Write out the listing in full, matching it word for word.

Recorded information:
---
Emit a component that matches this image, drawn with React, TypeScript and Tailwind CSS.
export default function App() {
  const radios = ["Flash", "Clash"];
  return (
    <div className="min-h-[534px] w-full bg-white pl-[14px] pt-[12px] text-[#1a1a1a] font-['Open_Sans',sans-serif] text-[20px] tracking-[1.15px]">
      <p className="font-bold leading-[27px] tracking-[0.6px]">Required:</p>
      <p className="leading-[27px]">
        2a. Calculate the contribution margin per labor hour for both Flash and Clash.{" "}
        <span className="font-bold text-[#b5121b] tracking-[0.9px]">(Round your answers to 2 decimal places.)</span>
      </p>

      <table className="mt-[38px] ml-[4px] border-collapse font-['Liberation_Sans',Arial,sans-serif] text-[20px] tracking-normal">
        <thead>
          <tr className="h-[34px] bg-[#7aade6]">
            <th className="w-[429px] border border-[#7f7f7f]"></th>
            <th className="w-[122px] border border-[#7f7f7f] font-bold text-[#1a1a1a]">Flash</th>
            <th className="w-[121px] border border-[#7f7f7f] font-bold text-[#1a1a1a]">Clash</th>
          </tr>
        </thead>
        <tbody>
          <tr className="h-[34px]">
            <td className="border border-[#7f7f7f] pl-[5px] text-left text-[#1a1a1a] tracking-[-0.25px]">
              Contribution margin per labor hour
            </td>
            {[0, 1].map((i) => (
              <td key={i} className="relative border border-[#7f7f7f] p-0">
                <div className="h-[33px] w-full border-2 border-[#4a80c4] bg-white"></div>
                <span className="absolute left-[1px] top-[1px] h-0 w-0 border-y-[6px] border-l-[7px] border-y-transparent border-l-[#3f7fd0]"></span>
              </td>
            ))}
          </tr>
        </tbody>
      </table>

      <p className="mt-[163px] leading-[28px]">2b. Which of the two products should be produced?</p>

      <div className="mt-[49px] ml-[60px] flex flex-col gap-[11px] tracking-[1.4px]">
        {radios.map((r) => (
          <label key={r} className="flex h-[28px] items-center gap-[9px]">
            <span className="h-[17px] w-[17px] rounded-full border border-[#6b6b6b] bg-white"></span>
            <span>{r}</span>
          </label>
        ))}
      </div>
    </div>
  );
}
---
Response to this task:
Emit a component that matches this image, drawn with React, TypeScript and Tailwind CSS.
export default function App() {
  const radios = ["Flash", "Clash"];
  return (
    <div className="min-h-[534px] w-full bg-white pl-[14px] pt-[12px] text-[#1a1a1a] font-['Open_Sans',sans-serif] text-[20px] tracking-[1.15px]">
      <p className="font-bold leading-[27px] tracking-[0.6px]">Required:</p>
      <p className="leading-[27px]">
        2a. Calculate the contribution margin per labor hour for both Flash and Clash.{" "}
        <span className="font-bold text-[#b5121b] tracking-[0.9px]">(Round your answers to 2 decimal places.)</span>
      </p>

      <table className="mt-[38px] ml-[4px] border-collapse font-['Liberation_Sans',Arial,sans-serif] text-[20px] tracking-normal">
        <thead>
          <tr className="h-[34px] bg-[#7aade6]">
            <th className="w-[429px] border border-[#7f7f7f]"></th>
            <th className="w-[122px] border border-[#7f7f7f] font-bold text-[#1a1a1a]">Flash</th>
            <th className="w-[121px] border border-[#7f7f7f] font-bold text-[#1a1a1a]">Clash</th>
          </tr>
        </thead>
        <tbody>
          <tr className="h-[34px]">
            <td className="border border-[#7f7f7f] pl-[5px] text-left text-[#1a1a1a] tracking-[-0.25px]">
              Contribution margin per labor hour
            </td>
            {[0, 1].map((i) => (
              <td key={i} className="relative border border-[#7f7f7f] p-0">
                <div className="h-[33px] w-full border-2 border-[#4a80c4] bg-white"></div>
                <span className="absolute left-[1px] top-[1px] h-0 w-0 border-y-[6px] border-l-[7px] border-y-transparent border-l-[#3f7fd0]"></span>
              </td>
            ))}
          </tr>
        </tbody>
      </table>

      <p className="mt-[163px] leading-[28px]">2b. Which of the two products should be produced?</p>

      <div className="mt-[49px] ml-[60px] flex flex-col gap-[11px] tracking-[1.4px]">
        {radios.map((r) => (
          <label key={r} className="flex h-[28px] items-center gap-[9px]">
            <span className="h-[17px] w-[17px] rounded-full border border-[#6b6b6b] bg-white"></span>
            <span>{r}</span>
          </label>
        ))}
      </div>
    </div>
  );
}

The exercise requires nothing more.